Sort through the data and copy the lines holding the word "that".

======== Raw data ========

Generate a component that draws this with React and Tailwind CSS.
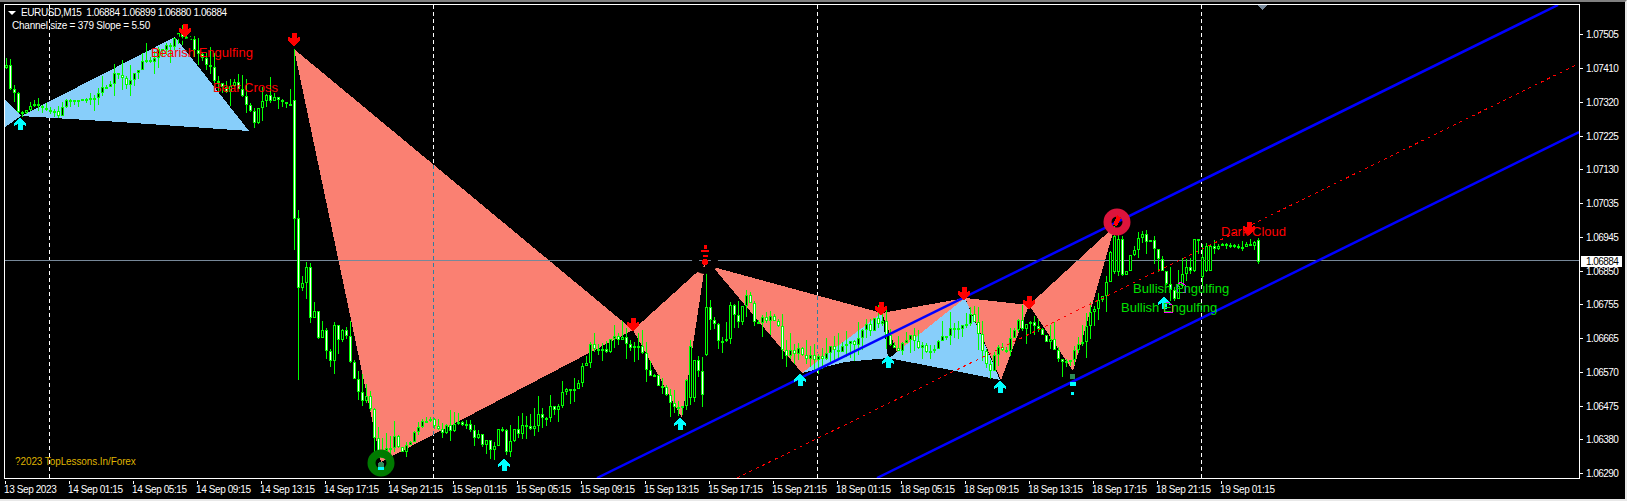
const path = [
  [5,68],[9,80],[13,95],[17,110],[21,116],[30,105],[45,108],[58,114],[65,100],[80,100],[90,98],[105,90],[115,78],[125,80],[135,75],[145,60],[160,48],[175,38],[185,33],[190,42],[198,58],[210,72],[222,88],[235,85],[249,115],[255,120],[265,100],[275,100],[285,106],[292,104],
  [293,219],[297,288],[301,300],[305,245],[309,330],[313,297],[317,345],[321,332],[330,362],[335,322],[339,350],[345,320],[347,355],[350,362],[355,385],[360,398],[366,392],[372,424],[377,458],[381,448],
  [395,440],[400,455],[410,440],[420,425],[425,415],[433,425],[445,428],[455,430],[465,423],[470,430],[480,437],[490,447],[500,430],[507,452],[515,430],[530,425],[545,415],[560,400],[565,390],[575,385],[585,365],[590,340],[600,350],[610,345],[620,335],[633,345],[640,350],[650,375],[665,395],[680,410],[685,395],[690,350],[697,360],[702,395],
  [705,308],[709,355],[715,320],[720,345],[725,340],[730,305],[735,315],[740,320],[745,300],[750,298],[755,325],[765,320],[775,320],[785,355],[795,350],[805,358],[815,360],[825,352],[835,345],[845,348],[855,340],[860,330],[870,325],[880,318],[885,330],[890,345],[895,352],[905,340],[912,340],[920,345],[930,350],[935,345],[945,335],[955,328],[965,325],[972,306],[975,330],[980,345],[985,365],[990,368],[995,345],[1005,350],[1010,340],[1015,325],[1020,325],[1029,315],[1035,330],[1040,335],[1050,345],[1060,355],[1072,368],[1075,345],[1082,340],[1090,315],[1100,300],[1105,290],[1112,238],[1120,240],[1125,275],[1130,260],[1135,250],[1140,235],[1150,240],[1160,268],[1165,280],[1170,290],[1175,295],[1180,275],[1190,265],[1195,240],[1205,250],[1208,246],[1215,248],[1222,244],[1235,247],[1245,244],[1250,245],[1255,242],[1262,262],
];

// candles that are read straight off the picture rather than from the path
const fixedCandles = {
  294: { top: 100, bottom: 219, high: 49, low: 250, falling: true },
  298: { top: 218, bottom: 288, high: 210, low: 380, falling: true },
  690: { top: 346, bottom: 398, high: 340, low: 405, falling: false },
  706: { top: 307, bottom: 355, high: 273, low: 356, falling: false },
  710: { top: 307, bottom: 320, high: 300, low: 330, falling: true },
  1114: { top: 236, bottom: 272, high: 226, low: 274, falling: false },
  1122: { top: 239, bottom: 275, high: 236, low: 276, falling: true },
  1202: { top: 257, bottom: 277, high: 244, low: 286, falling: false },
  1206: { top: 246, bottom: 271, high: 243, low: 272, falling: false },
  1258: { top: 240, bottom: 262, high: 238, low: 264, falling: true },
};

// stretches where the price hardly moves
const calm = [[25, 90], [395, 420], [1208, 1256]];

const priceLabels = ['1.07505','1.07410','1.07320','1.07225','1.07130','1.07035','1.06945','1.06850','1.06755','1.06665','1.06570','1.06475','1.06380','1.06290'];
const timeLabels = ['13 Sep 2023','14 Sep 01:15','14 Sep 05:15','14 Sep 09:15','14 Sep 13:15','14 Sep 17:15','14 Sep 21:15','15 Sep 01:15','15 Sep 05:15','15 Sep 09:15','15 Sep 13:15','15 Sep 17:15','15 Sep 21:15','18 Sep 01:15','18 Sep 05:15','18 Sep 09:15','18 Sep 13:15','18 Sep 17:15','18 Sep 21:15','19 Sep 01:15'];

const salmon = [
  '294,49 633,330 381,462',
  '633,330 705,265 682,418',
  '713,267 882,313 802,373',
  '882,313 965,298 897,352',
  '965,298 1029,305 1001,380',
  '1029,305 1115,226 1073,371',
];
const blue = [
  '5,100 21,116 5,127',
  '21,116 175,37 249,131 120,122',
  '802,373 882,313 888,358 845,362',
  '892,356 965,298 1000,380 940,368 888,358',
];
const redArrows = [[185,31],[294,40],[633,325],[881,309],[964,294],[1029,303],[1249,229]];
const cyanArrows = [[20,123],[504,464],[680,423],[800,379],[888,361],[1000,386],[1164,302]];

function yAt(x) {
  for (let i = 1; i < path.length; i++) {
    if (x <= path[i][0]) {
      const [x0, y0] = path[i - 1];
      const [x1, y1] = path[i];
      return y0 + ((y1 - y0) * (x - x0)) / (x1 - x0);
    }
  }
  return path[path.length - 1][1];
}

function rnd(i) {
  const v = Math.sin(i * 12.9898) * 43758.5453;
  return v - Math.floor(v);
}

function buildCandles() {
  const out = [];
  let prev = yAt(5);
  for (let i = 0; i < 314; i++) {
    const x = 6 + i * 4;
    const scale = calm.some(([a, b]) => x >= a && x <= b) ? 0.35 : 1;
    const close = Math.round(yAt(x) + (rnd(i) - 0.5) * 12 * scale);
    const open = Math.round(prev);
    const top = Math.min(open, close);
    const bottom = Math.max(Math.max(open, close), top + 2);
    const fixed = fixedCandles[x];
    out.push(fixed ? { x, ...fixed } : {
      x,
      top,
      bottom,
      high: top - Math.round(rnd(i + 500) ** 2 * 18 * scale),
      low: bottom + Math.round(rnd(i + 900) ** 2 * 16 * scale),
      falling: close > open,
    });
    prev = fixed ? fixed.bottom : close;
  }
  return out;
}

function Candles() {
  return buildCandles().map((c) => (
    <g key={c.x}>
      <rect x={c.x} y={c.high} width="1" height={c.low - c.high} fill="#00ff00" />
      <rect x={c.x - 1} y={c.top} width="3" height={c.bottom - c.top} fill="#00ff00" />
      <rect x={c.x} y={c.top + 1} width="1" height={Math.max(c.bottom - c.top - 2, 0)} fill={c.falling ? '#ffffff' : '#000000'} />
    </g>
  ));
}

function DownArrow({ x, y }) {
  return <polygon points={`${x - 2.5},${y - 7} ${x + 2.5},${y - 7} ${x + 2.5},${y - 2} ${x + 6},${y - 3} ${x + 6},${y} ${x},${y + 7} ${x - 6},${y} ${x - 6},${y - 3} ${x - 2.5},${y - 2}`} fill="#ff0000" />;
}

function UpArrow({ x, y }) {
  return <polygon points={`${x - 2.5},${y + 7} ${x + 2.5},${y + 7} ${x + 2.5},${y + 1} ${x + 6},${y + 3} ${x + 6},${y + 1} ${x},${y - 6} ${x - 6},${y + 1} ${x - 6},${y + 3} ${x - 2.5},${y + 1}`} fill="#00ffff" />;
}

function ChartDrawing() {
  return (
    <svg width="1574" height="473" viewBox="5 5 1574 473" shapeRendering="crispEdges" className="block">
      {[49, 433, 817, 1201].map((x) => (
        <line key={x} x1={x + 0.5} y1="5" x2={x + 0.5} y2="478" stroke="#ffffff" strokeDasharray="4 3" />
      ))}
      {blue.map((p) => <polygon key={p} points={p} fill="#87cefa" />)}
      {salmon.map((p) => <polygon key={p} points={p} fill="#fa8072" />)}
      <line x1="433.5" y1="165" x2="433.5" y2="435" stroke="#2f7f9f" strokeDasharray="4 3" />
      <line x1="817.5" y1="296" x2="817.5" y2="353" stroke="#2f7f9f" strokeDasharray="4 3" />
      <line x1="5" y1="260.5" x2="1579" y2="260.5" stroke="#778899" />
      <Candles />
      <line x1="737" y1="478" x2="1576" y2="65" stroke="#ff0000" strokeDasharray="3 4" />
      <line x1="597" y1="478" x2="1558" y2="5" stroke="#0000ff" strokeWidth="2.5" shapeRendering="auto" />
      <line x1="877" y1="478" x2="1579" y2="132" stroke="#0000ff" strokeWidth="2.5" shapeRendering="auto" />
      <circle cx="185" cy="30" r="10" fill="none" stroke="#000000" strokeWidth="2" shapeRendering="auto" />
      <circle cx="705" cy="261" r="9.5" fill="none" stroke="#000000" strokeWidth="7" shapeRendering="auto" />
      <circle cx="381" cy="463" r="9.5" fill="none" stroke="#007a00" strokeWidth="8" shapeRendering="auto" />
      <circle cx="1117" cy="222" r="9.5" fill="none" stroke="#dc143c" strokeWidth="8" shapeRendering="auto" />
      <circle cx="381" cy="465" r="3" fill="#2e8b57" />
      <rect x="378" y="467" width="6" height="3" fill="#00ffff" />
      <rect x="1070" y="374" width="5" height="5" fill="#2e8b57" />
      <rect x="1070" y="382" width="6" height="4" fill="#00ffff" />
      <rect x="1071" y="392" width="3" height="3" fill="#00ffff" />
      <circle cx="705" cy="262" r="3" fill="#ff0000" />
      <rect x="704" y="245" width="3" height="4" fill="#ff0000" />
      <rect x="701" y="250" width="8" height="2" fill="#ff0000" />
      <rect x="703" y="255" width="5" height="2" fill="#ff0000" />
      <polygon points="1117,215 1121,218 1117,226 1113,225" fill="#ff0000" />
      {redArrows.map(([x, y]) => <DownArrow key={x} x={x} y={y} />)}
      {cyanArrows.map(([x, y]) => <UpArrow key={x} x={x} y={y} />)}
      <polygon points="1177,285 1181,282 1185,285 1185,292 1177,292" fill="none" stroke="#ff00ff" />
      <polygon points="1164,305 1168,302 1172,305 1172,312 1164,312" fill="none" stroke="#ff00ff" />
      <polygon points="1258,5 1267,5 1262.5,10" fill="#778899" />
    </svg>
  );
}

function Label({ className, children }) {
  return <span className={`absolute text-[13px] leading-none whitespace-nowrap ${className}`}>{children}</span>;
}

export default function App() {
  return (
    <div className="w-[1627px] h-[501px] bg-black border-t-2 border-b-2 border-r-2 border-t-[#808080] border-b-[#e8e8e8] border-r-[#e8e8e8] font-['Liberation_Sans',sans-serif] text-white overflow-hidden flex flex-col">
      <div className="flex pl-1 pt-0.5 h-[479px] shrink-0">
        <div className="relative w-[1576px] h-[475px] border border-white overflow-hidden">
          <ChartDrawing />
          <div className="absolute top-[3px] left-[3px] flex items-center gap-[5px] text-[10px] leading-none tracking-[-0.4px] whitespace-nowrap">
            <span className="w-0 h-0 border-x-4 border-x-transparent border-t-4 border-t-white" />
            <span>EURUSD,M15&nbsp; 1.06884 1.06899 1.06880 1.06884</span>
          </div>
          <span className="absolute top-[16px] left-[7px] text-[10px] leading-none tracking-[-0.23px] whitespace-nowrap">Channel size = 379 Slope = 5.50</span>
          <Label className="top-[41px] left-[146px] text-[#ff0000]">Bearish Engulfing</Label>
          <Label className="top-[76px] left-[208px] text-[#ff0000]">Bear Cross</Label>
          <Label className="top-[220px] left-[1216px] text-[#ff0000]">Dark Cloud</Label>
          <Label className="top-[277px] left-[1128px] text-[#00e000]">Bullish Engulfing</Label>
          <Label className="top-[296px] left-[1116px] text-[#00e000]">Bullish Engulfing</Label>
          <span className="absolute top-[452px] left-[10px] text-[10px] leading-none tracking-[-0.1px] text-[#dfb200] whitespace-nowrap">?2023 TopLessons.In/Forex</span>
        </div>
        <div className="relative flex flex-col pt-[14px] h-[475px]">
          {priceLabels.map((p) => (
            <div key={p} className="h-[33.75px] shrink-0 flex items-center gap-[3px] text-[10px] tracking-[-0.55px]">
              <span className="w-[3px] h-px bg-white" />
              <span>{p}</span>
            </div>
          ))}
          <span className="absolute top-[252px] left-px w-[41px] h-[11px] bg-white text-black text-[10px] tracking-[-0.55px] leading-[11px] pl-[5px]">1.06884</span>
        </div>
      </div>
      <div className="flex pl-[5px]">
        {timeLabels.map((t) => (
          <div key={t} className="w-[64px] shrink-0 flex flex-col">
            <span className="w-px h-[3px] bg-white" />
            <span className="-ml-px text-[10px] leading-[11px] tracking-[-0.4px] whitespace-nowrap">{t}</span>
          </div>
        ))}
      </div>
    </div>
  );
}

========

* **Finished exercise**
Generate a component that draws this with React and Tailwind CSS.
// candles that are read straight off the picture rather than from the path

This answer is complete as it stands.